Cross Multiplication Calculator

Solve proportions using cross multiplication: a/b = c/d. Find the unknown variable step-by-step.

Enter Proportion Values

Enter three known values. The unknown will be calculated.

3 4
=
6 ?

Result

Unknown Value
8
d = 8
a3
b4
c6
d8
Cross Product (a*d)24
Cross Product (b*c)24

Step-by-Step Solution

a/b = c/d => a*d = b*c

Understanding Cross Multiplication

Cross multiplication is a fundamental algebraic technique used to solve proportions -- equations that state two ratios are equal. Given a proportion a/b = c/d, cross multiplication transforms it into a*d = b*c, eliminating fractions and making it easy to solve for any unknown variable.

This method works because if two fractions are equal, their cross products must also be equal. It is one of the most frequently used techniques in algebra, geometry, chemistry (stoichiometry), physics, and everyday problem-solving involving rates, ratios, and scaling.

Cross Multiplication Formulas

Basic Cross Multiplication

If a/b = c/d, then cross multiplying gives:

a * d = b * c

Solve for a

Given b, c, and d, find a:

a = (b * c) / d

Solve for b

Given a, c, and d, find b:

b = (a * d) / c

Solve for c

Given a, b, and d, find c:

c = (a * d) / b

Solve for d

Given a, b, and c, find d:

d = (b * c) / a

Verification

After solving, verify by checking:

a/b = c/d (both sides equal)

How Cross Multiplication Works

Step-by-Step Process

  1. Write the proportion as a/b = c/d, identifying the unknown variable.
  2. Cross multiply: multiply the numerator of each fraction by the denominator of the other fraction.
  3. Set the two cross products equal: a*d = b*c.
  4. Isolate the unknown by dividing both sides by the coefficient of the unknown.
  5. Verify by substituting back into the original proportion.

Example Problem

Solve: 3/4 = x/12. Cross multiply: 3 * 12 = 4 * x, giving 36 = 4x. Divide both sides by 4: x = 9. Verify: 3/4 = 9/12 = 0.75. Both sides are equal, confirming x = 9.

Practical Applications

Cross multiplication is used in countless real-world situations.
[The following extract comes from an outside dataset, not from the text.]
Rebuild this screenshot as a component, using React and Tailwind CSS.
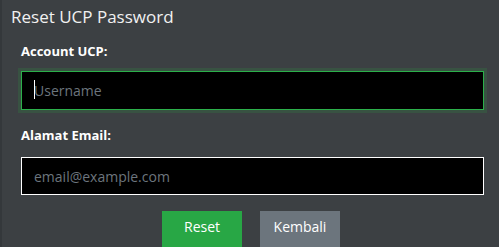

Map reading (scale ratios), recipe scaling, unit conversions, similar triangles in geometry, mixture problems in chemistry, and financial calculations (exchange rates, interest proportions) all rely on proportional reasoning and cross multiplication.

Common Mistakes to Avoid

  • Make sure you cross multiply correctly: numerator of one side times denominator of the other.
  • Check that the denominator is not zero before dividing.
  • Ensure units are consistent on both sides of the proportion.
  • Do not confuse cross multiplication with simple multiplication of fractions.
  • Always verify your answer by substituting back into the original proportion.

Why Cross Multiplication Works

The mathematical proof is straightforward. Starting with a/b = c/d, multiply both sides by b*d: (a/b)*b*d = (c/d)*b*d. Simplifying gives a*d = b*c. This algebraic manipulation is valid as long as b and d are non-zero, which is required since they are denominators of fractions.